What the task requires
Copy out all lines carrying the word "styles".

--

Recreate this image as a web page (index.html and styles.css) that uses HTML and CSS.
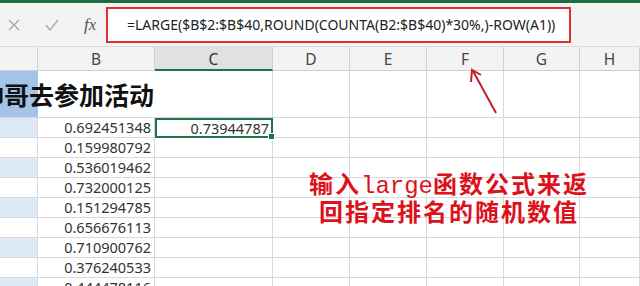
FILE: index.html
```html
<!DOCTYPE html>
<html lang="zh-CN">
<head>
  <meta charset="UTF-8">
  <meta name="viewport" content="width=device-width, initial-scale=1.0">
  <title>LARGE 函数</title>
  <link rel="stylesheet" href="styles.css">
</head>
<body>
  <div class="app">
    <div class="ribbon-edge"></div>

    <!-- 编辑栏 -->
    <div class="formula-bar">
      <div class="fb-icons">
        <svg class="fb-icon" width="14" height="14" viewBox="0 0 14 14">
          <path d="M2 2 L12 12 M12 2 L2 12" stroke="#a9a9a9" stroke-width="1.4" fill="none"/>
        </svg>
        <svg class="fb-icon" width="16" height="14" viewBox="0 0 16 14">
          <path d="M2 7 L6 12 L14 2" stroke="#a9a9a9" stroke-width="1.4" fill="none"/>
        </svg>
        <span class="fx">fx</span>
      </div>
      <div class="fb-input">=LARGE($B$2:$B$40,ROUND(COUNTA(B2:$B$40)*30%,)-ROW(A1))</div>
    </div>

    <!-- 工作表 -->
    <div class="sheet">
      <div class="col-head">&nbsp;</div>
      <div class="col-head">B</div>
      <div class="col-head col-head--active">C</div>
      <div class="col-head">D</div>
      <div class="col-head">E</div>
      <div class="col-head">F</div>
      <div class="col-head">G</div>
      <div class="col-head">H</div>

      <div class="cell title-cell"><span>帅哥去参加活动</span></div>
      <div class="cell"></div><div class="cell"></div><div class="cell"></div>
      <div class="cell"></div><div class="cell"></div><div class="cell"></div>

      <div class="cell col-a band"></div><div class="cell num">0.692451348</div><div class="cell num selected">0.73944787<i class="fill-handle"></i></div><div class="cell"></div><div class="cell"></div><div class="cell"></div><div class="cell"></div><div class="cell"></div>
      <div class="cell col-a"></div><div class="cell num">0.159980792</div><div class="cell"></div><div class="cell"></div><div class="cell"></div><div class="cell"></div><div class="cell"></div><div class="cell"></div>
      <div class="cell col-a band"></div><div class="cell num">0.536019462</div><div class="cell"></div><div class="cell"></div><div class="cell"></div><div class="cell"></div><div class="cell"></div><div class="cell"></div>
      <div class="cell col-a"></div><div class="cell num">0.732000125</div><div class="cell"></div><div class="cell"></div><div class="cell"></div><div class="cell"></div><div class="cell"></div><div class="cell"></div>
      <div class="cell col-a band"></div><div class="cell num">0.151294785</div><div class="cell"></div><div class="cell"></div><div class="cell"></div><div class="cell"></div><div class="cell"></div><div class="cell"></div>
      <div class="cell col-a"></div><div class="cell num">0.656676113</div><div class="cell"></div><div class="cell"></div><div class="cell"></div><div class="cell"></div><div class="cell"></div><div class="cell"></div>
      <div class="cell col-a band"></div><div class="cell num">0.710900762</div><div class="cell"></div><div class="cell"></div><div class="cell"></div><div class="cell"></div><div class="cell"></div><div class="cell"></div>
      <div class="cell col-a"></div><div class="cell num">0.376240533</div><div class="cell"></div><div class="cell"></div><div class="cell"></div><div class="cell"></div><div class="cell"></div><div class="cell"></div>
      <div class="cell col-a band"></div><div class="cell num">0.444478116</div><div class="cell"></div><div class="cell"></div><div class="cell"></div><div class="cell"></div><div class="cell"></div><div class="cell"></div>

      <!-- 标注 -->
      <svg class="arrow" width="40" height="50" viewBox="0 0 40 50">
        <path d="M31 46 L8 4" stroke="#c4202c" stroke-width="2" fill="none"/>
        <path d="M6 15 L7 3 L16 8" stroke="#c4202c" stroke-width="2" fill="none"/>
      </svg>
      <div class="note">输入<span class="latin">large</span>函数公式来返<br>回指定排名的随机数值</div>
    </div>
  </div>
</body>
</html>
```

FILE: styles.css
```css
body {
  margin: 0;
  background: #fff;
  font-family: "Noto Sans", "Noto Sans CJK SC", sans-serif;
}

.app {
  width: 640px;
  height: 286px;
  overflow: hidden;
}

.ribbon-edge {
  height: 3px;
  background: #1f6b42;
}

/* 编辑栏 */
.formula-bar {
  display: flex;
  align-items: center;
  height: 43px;
  background: #f3f3f3;
  border-bottom: 1px solid #dadada;
}

.fb-icons {
  display: flex;
  align-items: center;
  width: 106px;
  padding-left: 6px;
  box-sizing: border-box;
}

.fb-icon:first-child {
  margin-left: 1px;
}

.fb-icon + .fb-icon {
  margin-left: 23px;
}

.fx {
  margin-left: 24px;
  font-family: "Liberation Serif", serif;
  font-style: italic;
  font-size: 17px;
  color: #555;
}

.fb-input {
  width: 465px;
  height: 36px;
  margin-top: 1px;
  padding-left: 19px;
  box-sizing: border-box;
  background: #fff;
  border: 2px solid #e03131;
  font-size: 14px;
  line-height: 32px;
  color: #222;
  white-space: nowrap;
}

/* 工作表 */
.sheet {
  position: relative;
  display: grid;
  grid-template-columns: 38px 117px 118px 77px 77px 77px 76px 60px;
  grid-template-rows: 24px 47px repeat(9, 20px);
}

.col-head {
  background: #f3f3f3;
  border-right: 1px solid #d0d0d0;
  border-bottom: 1px solid #d0d0d0;
  text-align: center;
  font-size: 15.5px;
  line-height: 24px;
  color: #444;
}

.col-head--active {
  background: #e1e1e1;
  border-bottom: 2px solid #217346;
  color: #333;
}

.cell {
  border-right: 1px solid #d9d9d9;
  border-bottom: 1px solid #d9d9d9;
  box-sizing: border-box;
}

.col-a {
  background: #fff;
}

.col-a.band {
  background: #dde9f6;
}

.title-cell {
  grid-column: 1 / 3;
  display: flex;
  justify-content: flex-end;
  align-items: center;
  overflow: hidden;
  background: linear-gradient(to right, #a3c4e8 38px, #fff 38px);
  border-right: none;
}

.title-cell span {
  flex: none;
  font-family: "Noto Sans CJK SC", sans-serif;
  font-weight: bold;
  font-size: 25px;
  color: #111;
  white-space: nowrap;
  margin-right: 1px;
}

.num {
  text-align: right;
  padding-right: 3px;
  font-size: 14.5px;
  line-height: 19px;
  color: #333;
}

.selected {
  position: relative;
  border: 2px solid #217346;
  padding-right: 2px;
  line-height: 16px;
}

.fill-handle {
  position: absolute;
  right: -4px;
  bottom: -4px;
  width: 5px;
  height: 5px;
  background: #217346;
  border: 1px solid #fff;
}

/* 标注 */
.arrow {
  position: absolute;
  left: 465px;
  top: 20px;
}

.note {
  position: absolute;
  left: 288px;
  top: 125px;
  width: 322px;
  text-align: center;
  font-family: "Liberation Serif", "Noto Sans CJK SC", serif;
  font-weight: bold;
  font-size: 24px;
  line-height: 26px;
  letter-spacing: 2px;
  color: #dc111b;
}

.note .latin {
  font-family: "Liberation Mono", monospace;
  font-weight: normal;
  letter-spacing: 0;
}
```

--

Right answer
Recreate this image as a web page (index.html and styles.css) that uses HTML and CSS.
  <link rel="stylesheet" href="styles.css">
FILE: styles.css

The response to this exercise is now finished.